Pero no, no es posible. Y no tanto por el desajuste cronológico, sino porque la escultura de Bernini representa, por encargo del monseñor español Pedro de Foix Montoya, la visión del hombre (que no de la mujer, siempre beatificada) ante el infierno. Y el infierno es diferente, muy diferente, al mal di cuore, si no fuera porque, al igual que él, no se encuentra en el más allá, sino en el más acá, de este lado, del lado de los vivos, de los condenados o de los muertos una y otra vez en vida…


Ilustración de krio0ut

Entonces… ¿qué ven, qué veían esos ojos desorbitados, esos ojos de incredulidad, de horror, de terror?; ¿qué escupe, qué escupía esa boca?; ¿qué grito, qué aullido, qué chillido sale, salía junto a una lengua descontrolada?. ¿Qué tormento se arremolinaba en la cabellera descompuesta, despeinada y en cada una de las venas de ese cuello tan tenso, tan terso que pareciera que en cualquier instante se desengancha, se quiebra, se despedaza, si no fuera  porque efectivamente es una escultura, una escultura sólida, pequeña, pero finalmente sólida, de mármol, de mármol blanco, de ese mismo que ya desde entonces, en ese primor y primer barroco, extraían de las exuberantes y sugerentes faldas de Carrara?

Tal vez se asomó al dolor de las guerras, aquellas guerras por la supremacía de los credos. La guerra de treinta años o treinta siglos  Las guerras de ayer y las de hoy, por el agua, por el crudo, por las tierras, por el viento, por el beso, por el grito de Inocencio X, por el coltan o el tantalio. Tal vez divisó a David frente a Goliat, a Michael Brown –18 años, negro, sin empleo– tiroteado desde hace siglos también por Darren Wilson –blanco, policía, con pistola–, a la esclava sexual tatuada de la calle Montera, a la señora Carmen –85 años, Vallecas– desahuciada de su casa, a los migrantes que día a día quedan crucificados en las púas de la valla de Melilla, a los normalistas  que son desaparecidos en Iguala, lo que es igual a los indígenas despojados de sus tierras en el sur mexicano para que nosotros, aquí, en Madrid, podamos transcurrir las tardes de lluvia en nuestro salón al calor del gas fenosa, endesa o cualquiera de ésas y lamentar frente al televisor la muerte de la duquesa, la condesa o cualquier alteza.

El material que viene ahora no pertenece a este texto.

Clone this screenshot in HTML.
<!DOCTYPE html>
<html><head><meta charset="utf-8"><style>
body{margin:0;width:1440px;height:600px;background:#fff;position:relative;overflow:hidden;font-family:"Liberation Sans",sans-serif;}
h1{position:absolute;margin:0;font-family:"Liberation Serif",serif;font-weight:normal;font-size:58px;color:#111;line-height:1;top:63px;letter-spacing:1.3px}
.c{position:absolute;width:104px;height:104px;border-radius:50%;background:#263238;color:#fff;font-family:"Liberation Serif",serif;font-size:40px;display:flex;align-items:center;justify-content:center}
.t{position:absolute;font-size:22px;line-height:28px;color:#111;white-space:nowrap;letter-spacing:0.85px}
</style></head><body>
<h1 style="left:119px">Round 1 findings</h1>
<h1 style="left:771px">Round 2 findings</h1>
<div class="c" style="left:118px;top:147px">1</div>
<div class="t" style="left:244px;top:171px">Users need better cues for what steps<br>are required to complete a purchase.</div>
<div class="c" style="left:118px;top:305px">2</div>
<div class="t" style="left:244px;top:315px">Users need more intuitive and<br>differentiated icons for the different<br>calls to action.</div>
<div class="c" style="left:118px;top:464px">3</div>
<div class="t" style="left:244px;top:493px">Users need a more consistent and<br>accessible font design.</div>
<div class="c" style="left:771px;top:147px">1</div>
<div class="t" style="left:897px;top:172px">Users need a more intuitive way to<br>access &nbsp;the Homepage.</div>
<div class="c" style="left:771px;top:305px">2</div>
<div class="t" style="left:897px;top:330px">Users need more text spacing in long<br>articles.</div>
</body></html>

Precisamente, aquí, en Madrid, se halla ahora/todavía –trescientos noventa y cinco años después de su creación– el Anima Dannata de Bernini; se encuentra en una sala cuadrangular, de paredes rojas, en la planta primera del Museo del Prado, lugar predilecto de los paseos dominicales del difunto Bacon. Es impactante. Aun así, yo –quién soy yo– la hubiera preferido sola; la hubiera colocado sola en la sala, entre cuatro paredes desnudas, porque en la soledad retumban mejor los sentimientos, hacen eco, y se escucha mejor el latido de los corazones. Sola en el centro de la sala para sentir el lento desgarro del alma cuando se desprende del cuerpo e inicia, condenada y doliente, su deambular errante; sola en la sala para permitir, a la par que su contemplación, la confrontación con nuestra memoria, con nuestros pendientes, con nuestros dolores o deudas todavía latentes.